Friday, Feb. 24, 1967

Inflammatory Cure

MEDICINE

CANCER

Cancer of a single small area of the skin is usually not a serious disease --X rays and surgery have achieved a cure rate of at least 98%. Yet all skin cancer cannot be lightly dismissed. Each year it claims 80,000 new victims and causes 4,000 deaths in the U.S., largely because some forms are highly malignant and remain virtually incurable. To make matters worse, the easily curable forms sometimes recur in numbers, and if they are not removed, they, too, be come lethal. For patients who have many superficial skin cancers, in which surgery or radiation is impossible or would be too disfiguring, a New York researcher described a new chemical treatment last week that is as simple as it is effective.

Familiar But Unfamiliar. The two types of cancer involved are called basal-cell and squamous-cell carcinomas, from the types of skin cells among which they are found. For patients who had widespread forms of either of these cancers, Dermatologist Edmund Klein of the Roswell Park Memorial Institute in Buffalo tried using familiar anticancer chemicals--but he used them in an unfamiliar manner.

These drugs, of which the best-known are 5-fluorouracil and methotrexate, are given by mouth or injection to get them into the bloodstream for the treatment of deep-seated tumors. But while they kill cancer cells, they also damage many normal cells; the patient may suffer such severe side effects that their use is generally restricted to far-advanced, near-hopeless cases.

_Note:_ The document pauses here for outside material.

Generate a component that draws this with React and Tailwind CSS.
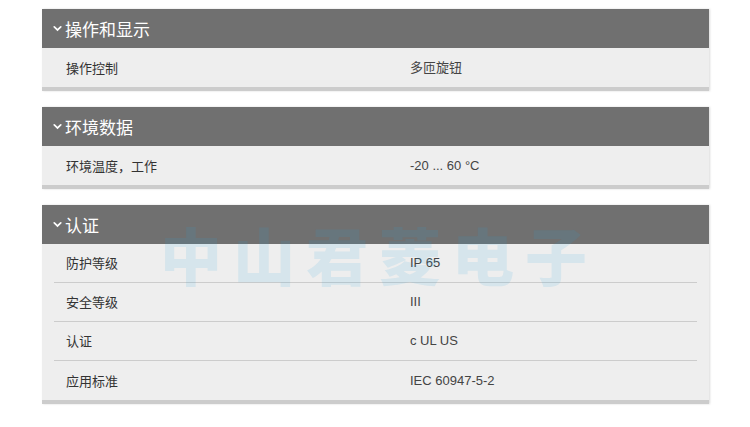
import React from "react";

const sections = [
  { title: "操作和显示", rows: [["操作控制", "多匝旋钮"]] },
  { title: "环境数据", rows: [["环境温度，工作", "-20 ... 60 °C"]] },
  {
    title: "认证",
    rows: [
      ["防护等级", "IP 65"],
      ["安全等级", "III"],
      ["认证", "c UL US"],
      ["应用标准", "IEC 60947-5-2"],
    ],
  },
];

function Chevron() {
  return (
    <svg width="9" height="6" viewBox="0 0 9 6" className="shrink-0">
      <path d="M0 0.8 L4.5 5.2 L9 0.8 L7.4 0 L4.5 2.8 L1.6 0 Z" fill="#ffffff" />
    </svg>
  );
}

export default function App() {
  return (
    <div className="relative w-[750px] h-[427px] bg-white overflow-hidden" style={{ fontFamily: '"Liberation Sans", "Noto Sans CJK SC", sans-serif' }}>
      <div className="flex flex-col gap-4 pt-[9px] pl-[42px] w-[709px]">
        {sections.map((s) => (
          <div key={s.title} className="flex flex-col border-b-4 border-[#cccccc] shadow-[1px_0_2px_rgba(0,0,0,0.15)]">
            <div className="flex items-center h-[39px] bg-[#707070] pl-[11px] gap-[3px]">
              <Chevron />
              <span className="text-[17px] text-white leading-none" style={{ fontFamily: '"Noto Sans CJK SC", sans-serif' }}>{s.title}</span>
            </div>
            <div className="flex flex-col bg-[#eeeeee] px-3">
              {s.rows.map(([k, v], i) => (
                <div
                  key={k}
                  className={
                    "flex items-center h-[39px] text-[13px] text-[#333333] " +
                    (i < s.rows.length - 1 ? "border-b border-[#cccccc]" : "")
                  }
                >
                  <span className="w-[356px] pl-3" style={{ fontFamily: '"Noto Sans CJK SC", sans-serif' }}>{k}</span>
                  <span className="text-[#444444]" style={{ fontFamily: '"Liberation Sans", "Noto Sans CJK SC", sans-serif' }}>{v}</span>
                </div>
              ))}
            </div>
          </div>
        ))}
      </div>
      <div
        className="absolute left-[160px] top-[223px] text-[62px] font-black leading-none tracking-[11px] text-[rgba(40,165,220,0.12)] pointer-events-none select-none whitespace-nowrap"
        style={{ fontFamily: '"Noto Sans CJK SC", sans-serif' }}
      >
        中山君菱电子
      </div>
    </div>
  );
}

Dr. Klein figured that with localized application he could keep the drugs out of the bloodstream and use them on skin cancers without any of the dangerous side effects. Cautiously, he injected minute doses between layers of the skin, or applied the drugs in ointments and creams. From the beginning, he got an encouraging and prompt response. Furthermore, a number of the drugs he was testing seemed to sensitize the patients' skin, particularly in the cancerous areas. Subsequent applications then caused a bright red, allergic-type reaction. As the dosage was repeated, the reaction got stronger, and selectively destroyed cancer cells, leaving normal cells unharmed. The cancerous growths soon disappeared. Healthy skin grew over the areas with a minimum of scarring.

Clue to Prevention. The inflammatory reaction after a sensitizing dose is so strong, Dr. Klein told the Medical Society of the State of New York, that it even shows up cancers too minute to be detected by other means. Thus it makes prevention possible by revealing places where precancerous cell changes have just begun. The basis for this effect is not yet understood, but it is being investigated at other cancer centers where the treatment is being tested.

Dr. Klein offered two warnings. Doctors must not use the cancer-killing ointments until they are sure just what form of the disease they are dealing with. The ointments do no good against melanoma, for example, and their misuse could lead to fatal neglect of this highly malignant cancer. Nor should they be used on the patient with a single, isolated basal or squamous cell carcinoma, because these cases are treated more effectively, and more simply, by X rays or surgery.